Robert Sarver (born October 31, 1961) is an American businessman, co-founder of Southwest Value Partners, a real estate development company, and the owner of the Phoenix Suns, Phoenix Mercury, and RCD Mallorca.

Early life and education[edit]

Sarver was born in Tucson to Irene and Jack Sarver. Sarver is Jewish.[1] His father was a prominent Tucson businessman, banker and hotel developer (the elder Sarver built the Aztec Inn, the Plaza International Hotel (now an Aloft Hotel) at Speedway and Campbell in Tucson in the early 1970s,[2] built and operated the Tucson area Howard Johnson's locations, and headed a local savings and loan). Jack Sarver died of a heart attack in 1979; Robert Sarver would eventually donate funds to his alma mater, the University of Arizona's heart research center, which in 1998 was renamed the Sarver Heart Center in honor of his father.[3] At age 16, he went to work for his father's company, American Savings and Loan.[4] Sarver is a 1979 graduate of Sabino High School in Tucson, and a 1982 graduate of University of Arizona with a bachelor's degree in business administration.[4] In 1983, Sarver became a certified public accountant.[4]

Career[edit]

Banking[edit]

In 1984, Sarver founded the National Bank of Tucson (which he expanded statewide and changed the name to the National Bank of Arizona).[4] In 1994, he sold the National Bank of Arizona, then the largest independent bank in the state, to Zions Bancorporation.[4] In 1995, he acquired Grossmont Bank, one of San Diego's largest community banks. Grossmont was also sold to Zions Bancorporation in 1997.[5] In 1998, Sarver led Zions Bancorporation's acquisition of Sumitomo Bank of California.[4] In 2003, he became chairman of Western Alliance Bancorporation.[4][6]
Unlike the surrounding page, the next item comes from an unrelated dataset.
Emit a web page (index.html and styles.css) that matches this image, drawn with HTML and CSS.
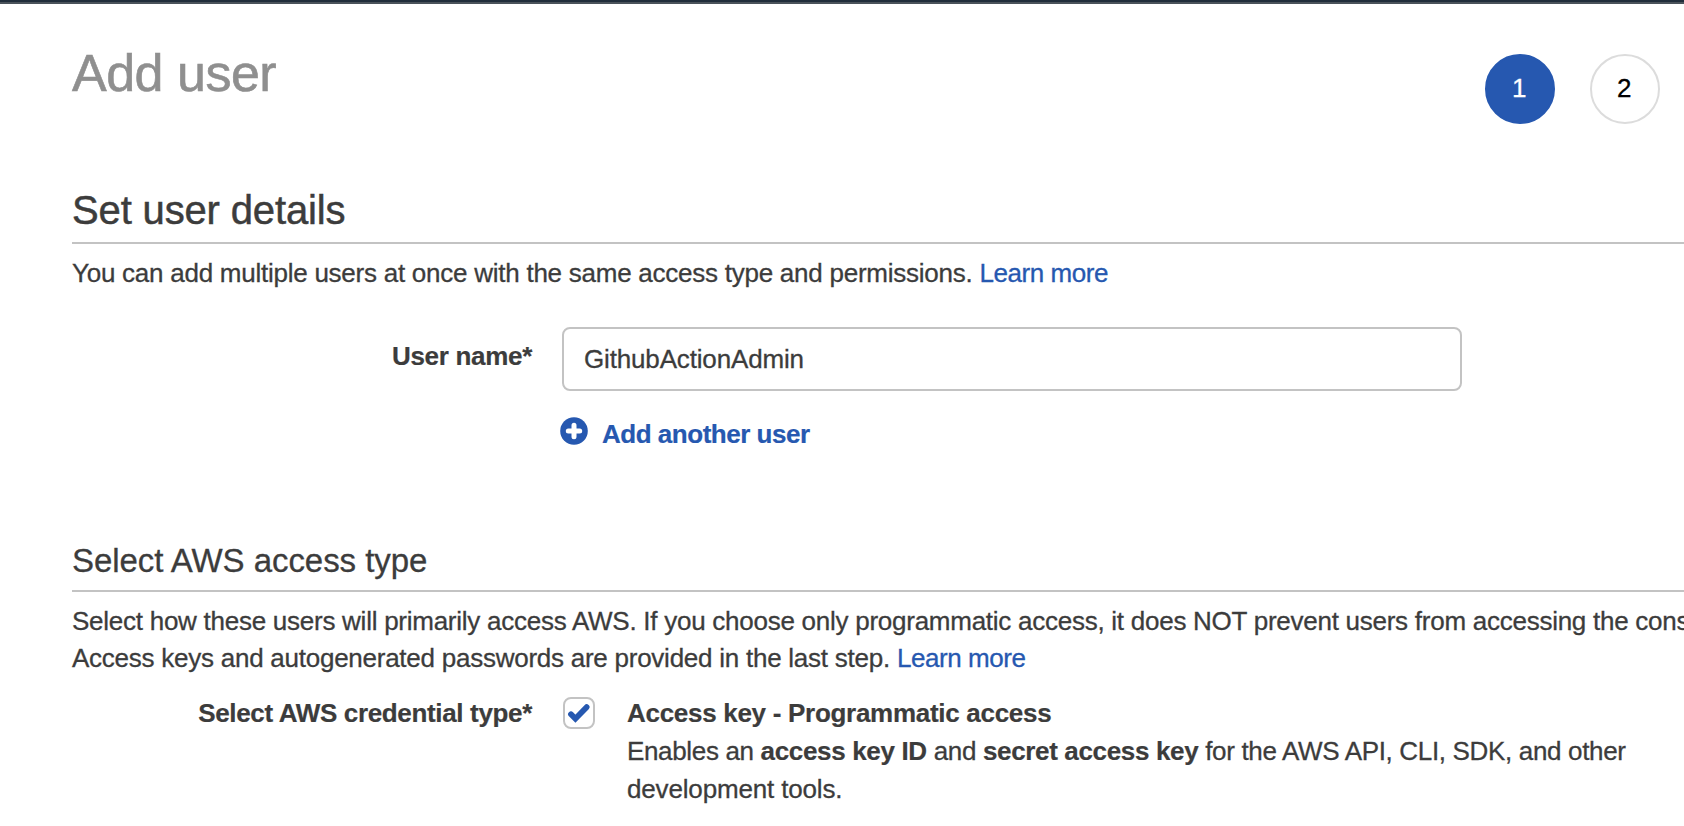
FILE: index.html
```html
<!DOCTYPE html>
<html lang="en">
<head>
<meta charset="utf-8">
<title>Add user</title>
<link rel="stylesheet" href="styles.css">
</head>
<body>
<div class="topbar"></div>
<main class="page">
  <header class="page-header">
    <h1 class="page-title">Add user</h1>
    <div class="steps">
      <span class="step step-active">1</span>
      <span class="step">2</span>
    </div>
  </header>

  <section class="details">
    <h2 class="section-title">Set user details</h2>
    <p class="intro"><span class="intro-text">You can add multiple users at once with the same access type and permissions.</span> <a class="link">Learn more</a></p>
    <div class="row">
      <label class="label label-input" for="username"><span>User name*</span></label>
      <div class="field">
        <input class="input" id="username" type="text" value="GithubActionAdmin">
        <a class="add-link">
          <svg class="plus" viewBox="0 0 28 28"><circle cx="14" cy="14" r="13.8" fill="#2658b0"/><path d="M14 8.3v11.4M8.3 14h11.4" stroke="#fff" stroke-width="5" stroke-linecap="round"/></svg>
          <span>Add another user</span>
        </a>
      </div>
    </div>
  </section>

  <section class="access">
    <h3 class="sub-title">Select AWS access type</h3>
    <p class="access-text"><span class="access-line">Select how these users will primarily access AWS. If you choose only programmatic access, it does NOT prevent users from accessing the cons</span><br><span>Access keys and autogenerated passwords are provided in the last step.</span> <a class="link">Learn more</a></p>
    <div class="row row-credential">
      <div class="label label-credential"><span>Select AWS credential type*</span></div>
      <span class="checkbox">
        <svg class="check" viewBox="0 0 32 32"><path d="M8 17.3l4.4 4.4L23.6 10.2" fill="none" stroke="#2658b0" stroke-width="5.8" stroke-linecap="round" stroke-linejoin="miter"/></svg>
      </span>
      <div class="option">
        <div class="option-title"><b>Access key - Programmatic access</b></div>
        <div class="option-text">Enables an <b>access key ID</b> and <b>secret access key</b> for the AWS API, CLI, SDK, and other</div>
        <div class="option-rest">development tools.</div>
      </div>
    </div>
  </section>
</main>
</body>
</html>
```
FILE: styles.css
```css
* { box-sizing: border-box; }

body {
  margin: 0;
  height: 826px;
  overflow: hidden;
  background: #fff;
  color: #3c3c3c;
  font: 26px/38px "Liberation Sans", Arial, sans-serif;
  letter-spacing: -0.25px;
  -webkit-text-stroke: 0.3px;
}

h1, h2, h3, p { margin: 0; font-weight: 400; }

b, .label, .add-link { -webkit-text-stroke: 0.2px; }

.topbar {
  height: 4px;
  background: #212d3b;
  border-bottom: 2px solid #4a525a;
}

.page { padding-left: 72px; }

.page-header {
  display: flex;
  justify-content: space-between;
  height: 182px;
  padding: 39px 24px 0 0;
}

.page-title {
  font-size: 52px;
  line-height: 60px;
  color: #8f8f8f;
  letter-spacing: -0.5px;
  -webkit-text-stroke: 0.6px;
}

.steps { display: flex; gap: 35px; padding-top: 11px; }

.step {
  width: 70px;
  height: 70px;
  padding-right: 2px;
  border: 2px solid #dcdcdc;
  border-radius: 50%;
  color: #000;
  text-align: center;
  line-height: 64px;
}

.step-active { background: #2658b0; border-color: #2658b0; color: #fff; }

.section-title {
  font-size: 40px;
  line-height: 48px;
  letter-spacing: -0.15px;
  padding-bottom: 8px;
  border-bottom: 2px solid #c3c3c3;
  -webkit-text-stroke: 0.5px;
}

.intro { margin-top: 10px; white-space: nowrap; }

.link { color: #2658b0; letter-spacing: -0.42px; }

.row { display: flex; }

.details .row { margin-top: 35px; }

.label {
  width: 460px;
  text-align: right;
  font-weight: 700;
  letter-spacing: -0.3px;
  white-space: nowrap;
}

.label-credential { letter-spacing: -0.34px; }

.label-input { padding-top: 10px; }

.field { width: 900px; margin-left: 30px; }

.input {
  display: block;
  width: 900px;
  height: 64px;
  padding: 0 20px;
  border: 2px solid #c3c3c3;
  border-radius: 8px;
  background: #fff;
  color: #3c3c3c;
  font: inherit;
  letter-spacing: -0.16px;
  outline: none;
}

.add-link {
  display: flex;
  margin: 24px 0 0 -2px;
  color: #2658b0;
  font-weight: 700;
  letter-spacing: -0.48px;
}

.plus { width: 28px; height: 28px; margin: 2px 14px 0 0; }

.access { margin-top: 88px; }

.sub-title {
  font-size: 33px;
  line-height: 40px;
  letter-spacing: -0.05px;
  padding-bottom: 9px;
  border-bottom: 2px solid #c3c3c3;
}

.access-text { margin-top: 11px; line-height: 37px; white-space: nowrap; }

.access-line { letter-spacing: -0.258px; }

.row-credential { margin-top: 17px; }

.checkbox {
  width: 32px;
  height: 32px;
  margin: 3px 32px 0 31px;
  border: 2px solid #c3c3c3;
  border-radius: 8px;
}

.check { display: block; width: 32px; height: 32px; margin: -2px; }

.option { white-space: nowrap; }

.option-title { letter-spacing: -0.29px; }

.option-text { letter-spacing: -0.34px; }

.option-rest { letter-spacing: -0.16px; }
```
Real estate development[edit]

In 1990, Sarver co-founded the real estate company Southwest Value Partners with Millard Seldin.[4] In 1995, Southwest Value Partners purchased the Emerald Plaza in San Diego.[4] In 2004, his jointly owned real estate firm, Southwest Value Partners, sold the Emerald Plaza and two other San Diego office buildings to Santa Ana real estate firm, Triple Net Properties, for $274.5 million.[7]

Phoenix Suns[edit]

A lifelong sports fan, Sarver's quest to purchase an NBA team began with a conversation with University of Arizona basketball coach Lute Olson. Olson referred Sarver to Steve Kerr, a former player at Arizona and a 15-year NBA veteran, to assist him in buying an NBA franchise. In 2004, he purchased the Phoenix Suns for a then-record $401 million.[4]

Since purchasing the team, Sarver has overseen massive organizational developments. In 2020, Sarver and the Suns collaborated with Verizon on a state of the art, 53,000-square foot practice arena called the Verizon 5G Performance Center.[8] The $45 million facility uses 5G technology to merge computer-aided motion analysis, player and ball tracking, and shot tracking to provide precise information to players and coaches.[9] This revolutionary technology is being used by both the Suns and the Phoenix Mercury of the WNBA to push the limits of sports science. In 2021, Sarver and the Suns oversaw a $230 million renovation and expansion of Footprint Center, formerly known as Talking Stick Arena.[10] The renovations include ultra-modern amenities, premium seating options, themed bars, new suites, and additional social spaces. On top of the physical changes to the arena, there has been an overhaul to the game presentation including enhancements to sound lighting and video systems.[11] The modernization also included significant changes to the arena's infrastructure, creating one of the greenest stadiums is American sports.[12]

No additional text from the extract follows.